Mi ilusión era diplomarme en Ciencias Empresariales. Mi realidad era un contrato laboral en una asesoría a jornada partida, clases particulares de EGB al caer el día y siete horas de trabajo los sábados en un taller de planchadora. A los veintidós años ya vivía sola; las obligaciones laborales me absorbían los horarios de la universidad presencial, donde sólo pude asistir a las dos primeras clases. Daba vueltas y más vueltas al tema. Tenía que encontrar alguna forma de conseguir mi objetivo. Estábamos en la década de los noventa. Interesada en la irrupción de las nuevas tecnologías y las redes digitales, descubrí la UOC: la universidad que se adapta a las particularidades de sus estudiantes. He ido matriculando y superando asignaturas con la dedicación que ello requiere.

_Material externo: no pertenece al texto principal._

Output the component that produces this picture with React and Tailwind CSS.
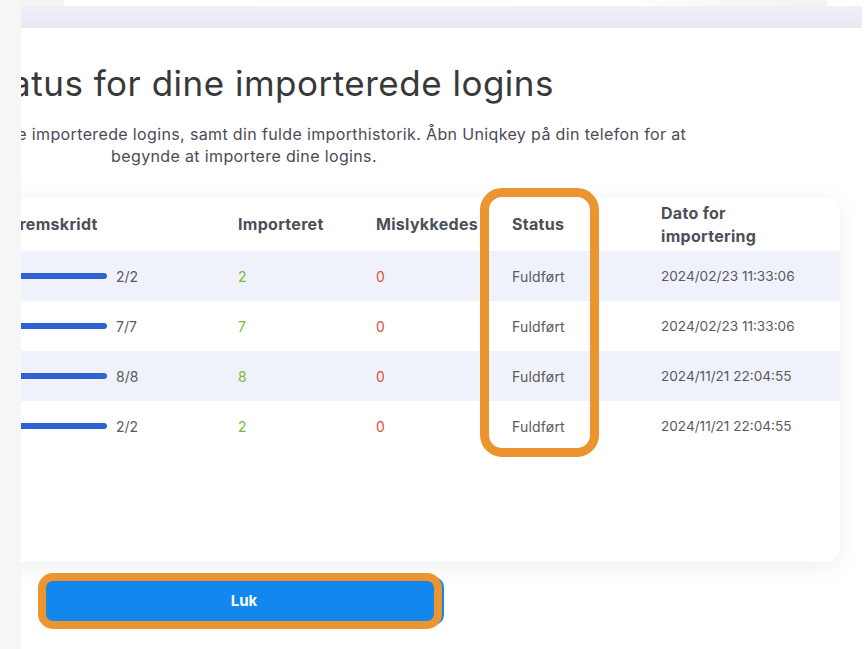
import React from "react";

const rows = [
  { done: "2/2", imported: "2", failed: "0", status: "Fuldført", date: "2024/02/23 11:33:06" },
  { done: "7/7", imported: "7", failed: "0", status: "Fuldført", date: "2024/02/23 11:33:06" },
  { done: "8/8", imported: "8", failed: "0", status: "Fuldført", date: "2024/11/21 22:04:55" },
  { done: "2/2", imported: "2", failed: "0", status: "Fuldført", date: "2024/11/21 22:04:55" },
];

export default function App() {
  return (
    <div className="relative w-[867px] h-[649px] overflow-hidden bg-white font-['Inter',sans-serif]">
      {/* left page edge */}
      <div className="absolute left-0 top-0 z-20 h-full w-[21px] bg-[#f6f6f6]" />

      {/* top strip */}
      <div className="flex h-[6px]">
        <div className="w-[64px] bg-[#f5f5f5]" />
        <div className="flex-1" />
        <div className="w-[200px] bg-gradient-to-r from-white via-[#f7f7f7] to-[#f3f3f3]" />
        <div className="w-[40px]" />
      </div>
      <div className="ml-[21px] mr-[5px] h-[22px] bg-gradient-to-b from-[#eff0f9] to-[#e6e8f3]" />

      {/* heading */}
      <div className="ml-[-135px] mt-[35px] w-[800px] text-center">
        <h1 className="whitespace-nowrap text-[35px] leading-[40px] font-normal tracking-[0.5px] text-[#383838]">
          Status for dine importerede logins
        </h1>
      </div>

      <div className="ml-[-256px] mt-[20px] w-[1000px] text-center text-[16px] leading-[22px] tracking-[0.36px] text-[#4b4b58]">
        <p className="whitespace-nowrap">
          Her vises status for alle dine importerede logins, samt din fulde importhistorik. Åbn Uniqkey på din telefon for at
        </p>
        <p className="whitespace-nowrap">begynde at importere dine logins.</p>
      </div>

      {/* table card */}
      <div className="ml-[-40px] mt-[31px] w-[880px] rounded-[14px] bg-white pb-[111px] pl-[50px] shadow-[0_4px_24px_rgba(0,0,0,0.07)]">
        <div className="grid h-[53px] grid-cols-[228px_138px_136px_149px_1fr] items-center text-[16px] font-bold leading-[23px] tracking-[0.3px] text-[#4b4f59]">
          <div>Fremskridt</div>
          <div>Importeret</div>
          <div>Mislykkedes</div>
          <div>Status</div>
          <div>
            Dato for
            <br />
            importering
          </div>
        </div>
        {rows.map((r, i) => (
          <div
            key={i}
            className={`-ml-[50px] grid h-[50px] grid-cols-[228px_138px_136px_149px_1fr] items-center pl-[50px] text-[14px] text-[#5a5a5a] ${
              i % 2 === 0 ? "bg-[#eff2fb]" : "bg-white"
            }`}
          >
            <div className="flex items-center gap-[9px]">
              <div className="h-[6px] w-[97px] rounded-full bg-[#2f63cf]" />
              <span>{r.done}</span>
            </div>
            <div className="text-[#7cb83a]">{r.imported}</div>
            <div className="text-[#e2503b]">{r.failed}</div>
            <div className="tracking-[0.2px]">{r.status}</div>
            <div className="text-[13.6px]">{r.date}</div>
          </div>
        ))}
      </div>

      {/* close button */}
      <div className="ml-[44px] mt-[15px]">
        <button className="h-[48px] w-[400px] rounded-[10px] bg-[#1287ee] text-[15px] font-bold text-white">
          Luk
        </button>
      </div>

      {/* highlight annotations */}
      <div className="pointer-events-none absolute left-[480px] top-[188px] z-10 h-[269px] w-[119px] rounded-[22px] border-[9px] border-[#ec9530]" />
      <div className="pointer-events-none absolute left-[38px] top-[573px] z-10 h-[56px] w-[404px] rounded-[15px] border-[8px] border-[#ec9530]" />
    </div>
  );
}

Era mi meta, mi proyecto, mi ilusión. Me caían comentarios un tanto mezquinos: ¡Pero si acabarás a los treinta años!, ¡pero si empiezas a los veintitrés, dónde vas a parar! ¡Si es edad de acabar!
Tengo treinta años, la semana pasada formalicé mi solicitud del título de diplomada. Es una de las mejores cosas que he hecho en mi vida. Y me he quedado enganchada a la UOC, hasta tal punto que he decidido matricularme y cursar el segundo ciclo de ADE.